Wild One runs through this rock structure that was theming for a former flume ride. (The drop went through the skull's mouth.) The funny thing about the flume is that Six Flags didn't spend the money to remove the trough, so you clearly see it inside the mountain when on Wild One!
Looney Tunes Movie Town looks to have some parts that haven't been touched since 1999...
Areas like this have given Six Flags America its bad reputation, but they are improving bit by bit.
This Sunday in November was the last day of the season for the park's three major steel coasters.
I had ridden the two indoor "clones" of this launched coaster, but I think I liked Joker's Jinx more! These rides are nicknamed "Spaghetti Bowls" for their closely intertwined track sections.
The park's star attraction is Superman: Ride of Steel. I can't complain about as many rides as you want without getting out of your seat on a coaster like this.  
The coaster that turned out to be my favorite in the park is Batwing, a flying coaster, which means that you're lying facedown for portions of the ride (and on your back for others, like this loop). I had never been on a flying coaster before, so I have a feeling that the gimmick will wear off once I ride more.

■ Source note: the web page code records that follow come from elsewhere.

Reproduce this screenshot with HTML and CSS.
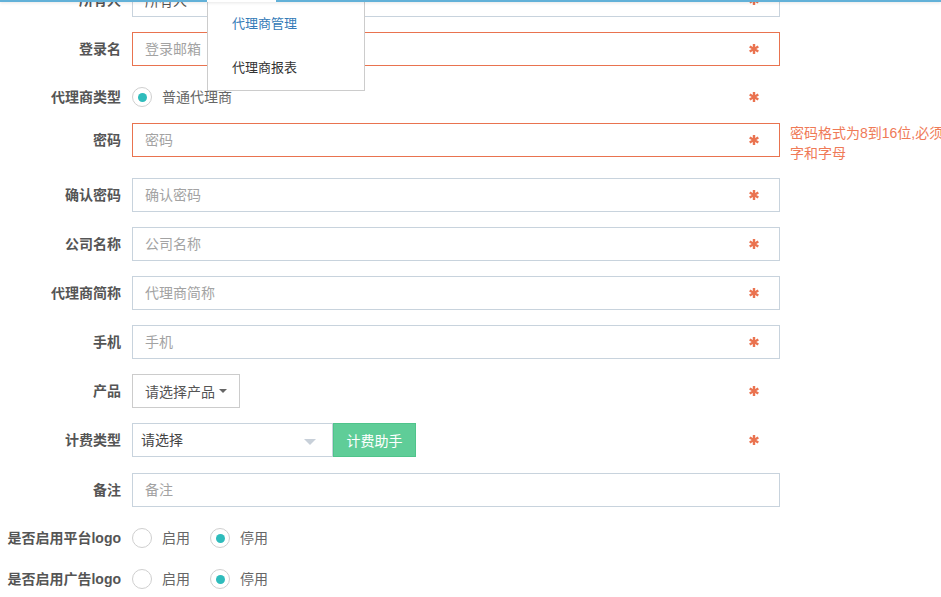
FILE: index.html
```html
<!DOCTYPE html>
<html>
<head>
    <meta charset="utf-8">
    <link rel="stylesheet" href="styles.css">
</head>
<body>
    <div class="topbar">
        <span class="bar-blue bar-left"></span>
        <span class="bar-tab"></span>
        <span class="bar-blue bar-right"></span>
    </div>
    <ul class="nav-menu">
        <li class="active">代理商管理</li>
        <li>代理商报表</li>
    </ul>

    <form class="agent-form">
        <div class="form-group">
            <label class="control-label">所有人</label>
            <div class="col">
                <input type="text" class="form-control" value="所有人">
                <svg class="req" viewBox="0 0 10 10"><g><line x1="5" y1="0" x2="5" y2="10"/><line x1="0.7" y1="2.5" x2="9.3" y2="7.5"/><line x1="0.7" y1="7.5" x2="9.3" y2="2.5"/></g></svg>
            </div>
        </div>
        <div class="form-group">
            <label class="control-label">登录名</label>
            <div class="col">
                <input type="text" class="form-control has-error" placeholder="登录邮箱">
                <svg class="req" viewBox="0 0 10 10"><g><line x1="5" y1="0" x2="5" y2="10"/><line x1="0.7" y1="2.5" x2="9.3" y2="7.5"/><line x1="0.7" y1="7.5" x2="9.3" y2="2.5"/></g></svg>
            </div>
        </div>
        <div class="form-group radio-group first-radio">
            <label class="control-label">代理商类型</label>
            <div class="col">
                <label class="radio-inline"><span class="radio checked"></span>普通代理商</label>
                <svg class="req" viewBox="0 0 10 10"><g><line x1="5" y1="0" x2="5" y2="10"/><line x1="0.7" y1="2.5" x2="9.3" y2="7.5"/><line x1="0.7" y1="7.5" x2="9.3" y2="2.5"/></g></svg>
            </div>
        </div>
        <div class="form-group">
            <label class="control-label">密码</label>
            <div class="col">
                <input type="password" class="form-control has-error" placeholder="密码">
                <svg class="req" viewBox="0 0 10 10"><g><line x1="5" y1="0" x2="5" y2="10"/><line x1="0.7" y1="2.5" x2="9.3" y2="7.5"/><line x1="0.7" y1="7.5" x2="9.3" y2="2.5"/></g></svg>
            </div>
            <div class="error-tip">密码格式为8到16位,必须包含数字和字母</div>
        </div>
        <div class="form-group">
            <label class="control-label">确认密码</label>
            <div class="col">
                <input type="password" class="form-control" placeholder="确认密码">
                <svg class="req" viewBox="0 0 10 10"><g><line x1="5" y1="0" x2="5" y2="10"/><line x1="0.7" y1="2.5" x2="9.3" y2="7.5"/><line x1="0.7" y1="7.5" x2="9.3" y2="2.5"/></g></svg>
            </div>
        </div>
        <div class="form-group">
            <label class="control-label">公司名称</label>
            <div class="col">
                <input type="text" class="form-control" placeholder="公司名称">
                <svg class="req" viewBox="0 0 10 10"><g><line x1="5" y1="0" x2="5" y2="10"/><line x1="0.7" y1="2.5" x2="9.3" y2="7.5"/><line x1="0.7" y1="7.5" x2="9.3" y2="2.5"/></g></svg>
            </div>
        </div>
        <div class="form-group">
            <label class="control-label">代理商简称</label>
            <div class="col">
                <input type="text" class="form-control" placeholder="代理商简称">
                <svg class="req" viewBox="0 0 10 10"><g><line x1="5" y1="0" x2="5" y2="10"/><line x1="0.7" y1="2.5" x2="9.3" y2="7.5"/><line x1="0.7" y1="7.5" x2="9.3" y2="2.5"/></g></svg>
            </div>
        </div>
        <div class="form-group">
            <label class="control-label">手机</label>
            <div class="col">
                <input type="text" class="form-control" placeholder="手机">
                <svg class="req" viewBox="0 0 10 10"><g><line x1="5" y1="0" x2="5" y2="10"/><line x1="0.7" y1="2.5" x2="9.3" y2="7.5"/><line x1="0.7" y1="7.5" x2="9.3" y2="2.5"/></g></svg>
            </div>
        </div>
        <div class="form-group">
            <label class="control-label">产品</label>
            <div class="col">
                <button type="button" class="btn-select">请选择产品 <span class="caret"></span></button>
                <svg class="req" viewBox="0 0 10 10"><g><line x1="5" y1="0" x2="5" y2="10"/><line x1="0.7" y1="2.5" x2="9.3" y2="7.5"/><line x1="0.7" y1="7.5" x2="9.3" y2="2.5"/></g></svg>
            </div>
        </div>
        <div class="form-group billing">
            <label class="control-label">计费类型</label>
            <div class="col">
                <div class="select-box">请选择<span class="select-arrow"></span></div>
                <button type="button" class="btn-helper">计费助手</button>
                <svg class="req" viewBox="0 0 10 10"><g><line x1="5" y1="0" x2="5" y2="10"/><line x1="0.7" y1="2.5" x2="9.3" y2="7.5"/><line x1="0.7" y1="7.5" x2="9.3" y2="2.5"/></g></svg>
            </div>
        </div>
        <div class="form-group">
            <label class="control-label">备注</label>
            <div class="col">
                <input type="text" class="form-control" placeholder="备注">
            </div>
        </div>
        <div class="form-group radio-group">
            <label class="control-label">是否启用平台logo</label>
            <div class="col">
                <label class="radio-inline"><span class="radio"></span>启用</label>
                <label class="radio-inline"><span class="radio checked"></span>停用</label>
            </div>
        </div>
        <div class="form-group radio-group">
            <label class="control-label">是否启用广告logo</label>
            <div class="col">
                <label class="radio-inline"><span class="radio"></span>启用</label>
                <label class="radio-inline"><span class="radio checked"></span>停用</label>
            </div>
        </div>
    </form>
</body>
</html>
```

FILE: styles.css
```css
body {
    margin: 0;
    padding: 0;
    background-color: #fff;
    font-family: "Liberation Sans", "Noto Sans CJK SC", sans-serif;
    font-size: 14px;
    line-height: 20px;
    color: #555;
    overflow: hidden;
}

/* header strip left at the top of the scrolled page */
.topbar {
    position: fixed;
    top: 0;
    left: 0;
    right: 0;
    height: 2px;
    display: flex;
    z-index: 10;
    box-shadow: 0 1px 3px rgba(0, 0, 0, 0.12);
}

.bar-blue {
    background-color: #62b1d8;
}

.bar-left {
    width: 207px;
}

.bar-tab {
    width: 69px;
    background-color: #fff;
}

.bar-right {
    flex: 1;
}

.nav-menu {
    position: fixed;
    top: 2px;
    left: 207px;
    width: 156px;
    margin: 0;
    padding: 0;
    list-style: none;
    background-color: #fff;
    border: 1px solid #ccc;
    border-top: none;
    z-index: 5;
}

.nav-menu li {
    height: 44px;
    line-height: 44px;
    padding-left: 24px;
    font-size: 13px;
    color: #333;
}

.nav-menu li.active {
    color: #337ab7;
}

.agent-form {
    margin-top: -17px;
}

.form-group {
    display: flex;
    align-items: flex-start;
    margin-bottom: 15px;
}

.control-label {
    width: 121px;
    flex-shrink: 0;
    padding-top: 7px;
    text-align: right;
    font-weight: bold;
    color: #555;
    white-space: nowrap;
}

.col {
    position: relative;
    width: 648px;
    flex-shrink: 0;
    margin-left: 11px;
    display: flex;
}

.form-control {
    width: 100%;
    height: 34px;
    box-sizing: border-box;
    padding: 6px 12px;
    border: 1px solid #c8d3dd;
    border-radius: 0;
    font-family: inherit;
    font-size: 14px;
    color: #555;
    outline: none;
}

.form-control::placeholder {
    color: #a3a3a3;
}

.form-control.has-error {
    border-color: #e9734f;
}

.req {
    position: absolute;
    top: 12px;
    right: 21px;
    width: 10px;
    height: 10px;
}

.req g {
    stroke: #ea7350;
    stroke-width: 2.4;
}

.error-tip {
    width: 200px;
    flex-shrink: 0;
    margin-left: 10px;
    color: #ef7a57;
}

/* radio rows */
.radio-group .control-label {
    padding-top: 6px;
}

.radio-group .col {
    padding-top: 6px;
}

.first-radio {
    margin-bottom: 16px;
}

.radio-group .req {
    top: 11px;
}

.radio-inline {
    display: flex;
    align-items: center;
    margin-right: 20px;
    color: #666;
}

.radio {
    width: 18px;
    height: 18px;
    border: 1px solid #cfcfcf;
    border-radius: 50%;
    margin-right: 10px;
    display: flex;
    align-items: center;
    justify-content: center;
}

.radio.checked::after {
    content: "";
    width: 9px;
    height: 9px;
    border-radius: 50%;
    background-color: #2fbcbc;
}

.btn-select {
    height: 34px;
    padding: 6px 12px;
    background-color: #fff;
    border: 1px solid #ccc;
    font-family: inherit;
    font-size: 14px;
    color: #555;
    display: flex;
    align-items: center;
}

.caret {
    display: inline-block;
    width: 0;
    height: 0;
    margin-left: 4px;
    border-top: 4px solid #666;
    border-left: 4px solid transparent;
    border-right: 4px solid transparent;
}

.billing {
    margin-bottom: 16px;
}

.select-box {
    position: relative;
    width: 201px;
    height: 34px;
    box-sizing: border-box;
    padding: 6px 8px;
    border: 1px solid #c8d3dd;
    color: #444;
}

.select-arrow {
    position: absolute;
    top: 15px;
    right: 16px;
    width: 0;
    height: 0;
    border-top: 6px solid #c8d0d9;
    border-left: 6px solid transparent;
    border-right: 6px solid transparent;
}

.btn-helper {
    width: 83px;
    height: 34px;
    background-color: #5fcd98;
    border: 1px solid #4fc48b;
    color: #fff;
    font-family: inherit;
    font-size: 14px;
    padding: 0;
}
```
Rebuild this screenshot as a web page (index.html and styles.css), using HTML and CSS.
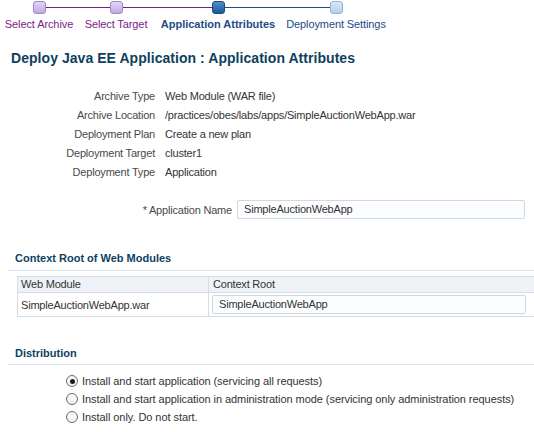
FILE: index.html
```html
<!DOCTYPE html>
<html>
<head>
<meta charset="utf-8">
<link rel="stylesheet" href="styles.css">
</head>
<body>
<div class="train">
  <div class="step s1 done">
    <div class="track"><span class="seg none"></span><span class="dot"></span><span class="seg purple"></span></div>
    <div class="lbl">Select Archive</div>
  </div>
  <div class="step s2 done">
    <div class="track"><span class="seg purple"></span><span class="dot"></span><span class="seg purple"></span></div>
    <div class="lbl">Select Target</div>
  </div>
  <div class="step s3 current">
    <div class="track"><span class="seg purple"></span><span class="dot"></span><span class="seg blue"></span></div>
    <div class="lbl">Application Attributes</div>
  </div>
  <div class="step s4 todo">
    <div class="track"><span class="seg blue"></span><span class="dot"></span><span class="seg none"></span></div>
    <div class="lbl">Deployment Settings</div>
  </div>
</div>

<h1 class="title">Deploy Java EE Application : Application Attributes</h1>

<div class="props">
  <div class="plabel">Archive Type</div><div class="pvalue">Web Module (WAR file)</div>
  <div class="plabel">Archive Location</div><div class="pvalue">/practices/obes/labs/apps/SimpleAuctionWebApp.war</div>
  <div class="plabel">Deployment Plan</div><div class="pvalue">Create a new plan</div>
  <div class="plabel">Deployment Target</div><div class="pvalue">cluster1</div>
  <div class="plabel">Deployment Type</div><div class="pvalue">Application</div>
</div>

<div class="namerow">
  <label class="namelabel">* Application Name</label>
  <div class="field namefield">SimpleAuctionWebApp</div>
</div>

<div class="section first">
  <h2 class="shead">Context Root of Web Modules</h2>
</div>

<div class="tablewrap">
  <div class="trow thead">
    <div class="c1">Web Module</div>
    <div class="c2">Context Root</div>
  </div>
  <div class="trow tbody">
    <div class="c1">SimpleAuctionWebApp.war</div>
    <div class="c2"><div class="field cellfield">SimpleAuctionWebApp</div></div>
  </div>
</div>

<div class="section second">
  <h2 class="shead">Distribution</h2>
</div>

<div class="radios">
  <label class="ropt"><span class="radio checked"></span>Install and start application (servicing all requests)</label>
  <label class="ropt"><span class="radio"></span>Install and start application in administration mode (servicing only administration requests)</label>
  <label class="ropt"><span class="radio"></span>Install only. Do not start.</label>
</div>
</body>
</html>
```

FILE: styles.css
```css
html, body {
  margin: 0;
  padding: 0;
  background: #ffffff;
}
body {
  font-family: "Liberation Sans", Arial, sans-serif;
  font-size: 11px;
  letter-spacing: -0.2px;
  color: #333333;
  width: 534px;
  height: 432px;
  overflow: hidden;
}

/* train */
.train {
  display: flex;
  height: 31px;
  padding-top: 1px;
  box-sizing: border-box;
}
.step { display: flex; flex-direction: column; align-items: stretch; }
.s1 { width: 78px; }
.s2 { width: 76px; }
.s3 { width: 128px; }
.s4 { width: 108px; }
.track {
  display: flex;
  align-items: center;
  height: 13px;
}
.seg { flex: 1; height: 1px; }
.seg.purple { background: #7e1a8a; }
.seg.blue { background: #1d4c88; }
.seg.none { background: transparent; }
.dot {
  width: 11px;
  height: 11px;
  border-radius: 3px;
  flex: none;
}
.done .dot {
  background: linear-gradient(#e2d6f3, #c0a8e4);
  border: 1px solid #9f88cc;
}
.current .dot {
  background: linear-gradient(#4f8cc8, #1b5a9b);
  border: 1px solid #174a80;
}
.todo .dot {
  background: linear-gradient(#dbe8f6, #b2cdea);
  border: 1px solid #93b4d9;
}
.lbl {
  text-align: center;
  margin-top: 4px;
  line-height: 13px;
  white-space: nowrap;
  letter-spacing: -0.1px;
}
.done .lbl { color: #7e1a8a; }
.current .lbl { color: #1d4c88; font-weight: bold; letter-spacing: 0; }
.todo .lbl { color: #234a86; }

/* title */
.title {
  margin: 19px 0 0 11px;
  font-size: 14px;
  line-height: 17px;
  font-weight: bold;
  letter-spacing: 0.05px;
  color: #0e3f5f;
}

/* properties */
.props {
  display: grid;
  grid-template-columns: 155px auto;
  column-gap: 10px;
  grid-auto-rows: 19px;
  margin-top: 19px;
  align-items: center;
}
.plabel { text-align: right; color: #4a4a4a; white-space: nowrap; }
.pvalue { color: #333333; white-space: nowrap; }

/* application name */
.namerow {
  display: flex;
  align-items: center;
  margin-top: 19px;
  height: 19px;
}
.namelabel {
  width: 232px;
  text-align: right;
  color: #4a4a4a;
  flex: none;
}
.field {
  box-sizing: border-box;
  height: 19px;
  line-height: 17px;
  border: 1px solid #d0d9e3;
  border-radius: 2px;
  background: #fcfdfe;
  padding-left: 6px;
  color: #333333;
}
.namefield {
  margin-left: 5px;
  width: 288px;
}

/* sections */
.section {
  margin-left: 8px;
  padding-left: 7px;
  border-bottom: 1px solid #d7e1ea;
}
.section.first { margin-top: 33px; padding-bottom: 5px; }
.section.second { margin-top: 30px; padding-bottom: 4px; }
.shead {
  margin: 0;
  font-size: 11px;
  line-height: 13px;
  font-weight: bold;
  letter-spacing: 0;
  color: #0e3f5f;
}

/* table */
.tablewrap {
  margin: 5px 0 0 17px;
  border: 1px solid #d6dde5;
  border-right: none;
}
.trow {
  display: grid;
  grid-template-columns: 190px 1fr;
}
.thead {
  background: #eff2f6;
  height: 15px;
  line-height: 15px;
  border-bottom: 1px solid #d6dde5;
}
.tbody {
  height: 23px;
  align-items: center;
  background: #ffffff;
}
.c1 { padding-left: 3px; }
.c2 { border-left: 1px solid #d6dde5; padding-left: 3px; height: 100%; display: flex; align-items: center; }
.cellfield { width: 314px; }
.thead .c2 { padding-left: 4px; }

/* radios */
.radios {
  margin: 7px 0 0 66px;
  display: flex;
  flex-direction: column;
  letter-spacing: -0.06px;
}
.ropt {
  display: flex;
  align-items: center;
  height: 18px;
  color: #333333;
  white-space: nowrap;
}
.radio {
  box-sizing: border-box;
  width: 12px;
  height: 12px;
  border-radius: 50%;
  border: 1px solid #6d6d6d;
  background: radial-gradient(circle at 50% 35%, #ffffff, #ececec);
  margin-right: 4px;
  flex: none;
  position: relative;
}
.radio.checked::after {
  content: "";
  position: absolute;
  left: 2.5px;
  top: 2.5px;
  width: 5px;
  height: 5px;
  border-radius: 50%;
  background: #1a1a1a;
}
```
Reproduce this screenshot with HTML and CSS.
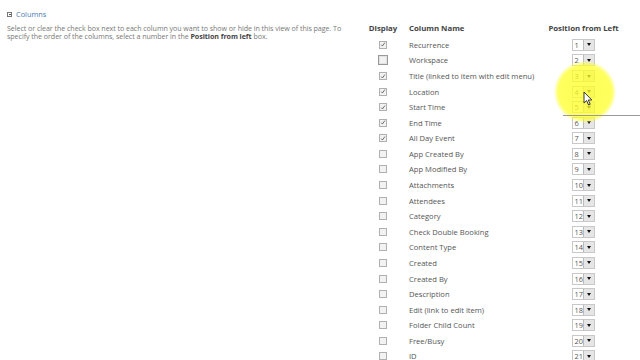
FILE: index.html
```html
<!DOCTYPE html>
<html>
<head>
<meta charset="utf-8">
<link rel="stylesheet" href="styles.css">
</head>
<body>
<div class="page">
  <section class="intro">
    <div class="title"><span class="collapse"></span>Columns</div>
    <p class="desc">Select or clear the check box next to each column you want to show or hide in this view of this page. To specify the order of the columns, select a number in the <b>Position from left</b> box.</p>
  </section>
  <section class="cols">
    <div class="grid" id="grid">
      <div class="h h-display">Display</div>
      <div class="h h-name">Column Name</div>
      <div class="h h-pos">Position from Left</div>
    </div>
  </section>
</div>
<div class="highlight"></div>
<div class="rule"></div>
<svg class="cursor" width="10" height="15" viewBox="0 0 10 15"><path d="M1 1 L1 12 L3.6 9.6 L5.6 14 L7.2 13.3 L5.3 9 L8.8 9 Z" fill="#fff" stroke="#222" stroke-width="0.9" stroke-linejoin="round"/></svg>
<script src="app.js"></script>
</body>
</html>
```
FILE: app.js
```js
var rows = [
  ["Recurrence", 1],["Workspace", 0],["Title (linked to item with edit menu)", 1],["Location", 1],["Start Time", 1],["End Time", 1],["All Day Event", 1],["App Created By", 0],["App Modified By", 0],["Attachments", 0],["Attendees", 0],["Category", 0],["Check Double Booking", 0],["Content Type", 0],["Created", 0],["Created By", 0],["Description", 0],["Edit (link to edit item)", 0],["Folder Child Count", 0],["Free/Busy", 0],["ID", 0]
];
var g = document.getElementById('grid');
rows.forEach(function (r, i) {
  var c = document.createElement('div'); c.className = 'cell c-box';
  var b = document.createElement('span'); b.className = 'cb' + (i === 1 ? ' focus' : '');
  if (r[1]) b.innerHTML = '<svg viewBox="0 0 8 8" width="8" height="8"><path d="M1.6 4.2 L3.2 6 L6.6 1.4" fill="none" stroke="#555" stroke-width="1.1"/></svg>';
  c.appendChild(b); g.appendChild(c);
  var n = document.createElement('div'); n.className = 'cell c-name'; n.textContent = r[0]; g.appendChild(n);
  var p = document.createElement('div'); p.className = 'cell c-pos';
  p.innerHTML = '<span class="sel"><span class="num">' + (i + 1) + '</span><span class="btn"><i></i></span></span>';
  g.appendChild(p);
});
```
FILE: styles.css
```css
html, body { margin: 0; padding: 0; background: #fff; }
body { width: 640px; height: 360px; overflow: hidden; position: relative; font-family: "Open Sans", "Noto Sans", sans-serif; }
.page { display: flex; }
.intro { width: 342px; flex: none; padding: 9px 0 0 7px; box-sizing: border-box; }
.title { display: flex; align-items: center; font-size: 7.4px; color: #4a7bb6; height: 10px; }
.collapse { width: 5px; height: 5px; border: 1px solid #777; margin-right: 4px; position: relative; box-sizing: border-box; }
.collapse::after { content: ""; position: absolute; left: 0.5px; right: 0.5px; top: 1.5px; height: 1px; background: #555; }
.desc { margin: 5px 0 0; font-size: 7.1px; line-height: 8px; color: #777; letter-spacing: -0.05px; }
.desc b { color: #444; }
.cols { padding: 21.5px 0 0 24px; }
.grid { display: grid; grid-template-columns: 34px 148px 71px; grid-auto-rows: 15.58px; }
.h { font-size: 7.8px; font-weight: bold; color: #444; display: flex; align-items: center; height: 13px; }
.h-display { justify-content: center; }
.h-name { padding-left: 9px; }
.h-pos { justify-content: center; }
.cell { display: flex; align-items: center; }
.c-box { justify-content: center; }
.cb { width: 8px; height: 8px; border: 1px solid #b0b0b0; box-sizing: border-box; background: #f2f2f2; display: flex; align-items: center; justify-content: center; }
.cb svg { width: 7px; height: 7px; }
.cb.focus { width: 10px; height: 10px; border-color: #999; box-shadow: inset 0 0 0 1px #e2e2e2; }
.c-name { padding-left: 9px; font-size: 7.6px; color: #555; white-space: nowrap; }
.c-pos { justify-content: center; padding-right: 1px; }
.sel { display: flex; width: 23px; height: 12px; border: 1px solid #c8c8c8; box-sizing: border-box; background: #fff; }
.num { flex: 1; font-size: 7.4px; color: #555; padding-left: 2px; line-height: 10px; }
.btn { width: 10px; background: #e6e6e6; border-left: 1px solid #bbb; display: flex; align-items: center; justify-content: center; }
.btn i { width: 0; height: 0; border-left: 2.5px solid transparent; border-right: 2.5px solid transparent; border-top: 3px solid #111; }
.highlight { position: absolute; left: 554px; top: 61px; width: 62px; height: 62px; border-radius: 50%; background: radial-gradient(circle, rgba(255,255,40,0.78) 0%, rgba(255,255,40,0.75) 60%, rgba(255,255,80,0.35) 68%, rgba(255,255,120,0) 71%); }
.rule { position: absolute; left: 563px; top: 115px; width: 77px; height: 1px; background: #999; }
.cursor { position: absolute; left: 583px; top: 91px; }
```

I love Cedar Fair parks, but only a Six Flags park opens for the heck of it in November even though they won't make any money! An $80 season pass gets me into every Six Flags park in the country, too, so I can appreciate the "discount chain" - especially after dropping more than twice as much for a Cedar Fair pass that includes fewer parks! I look forward to visiting more Six Flags parks this summer, but I'm guessing it'll be hard to beat having the place to yourself!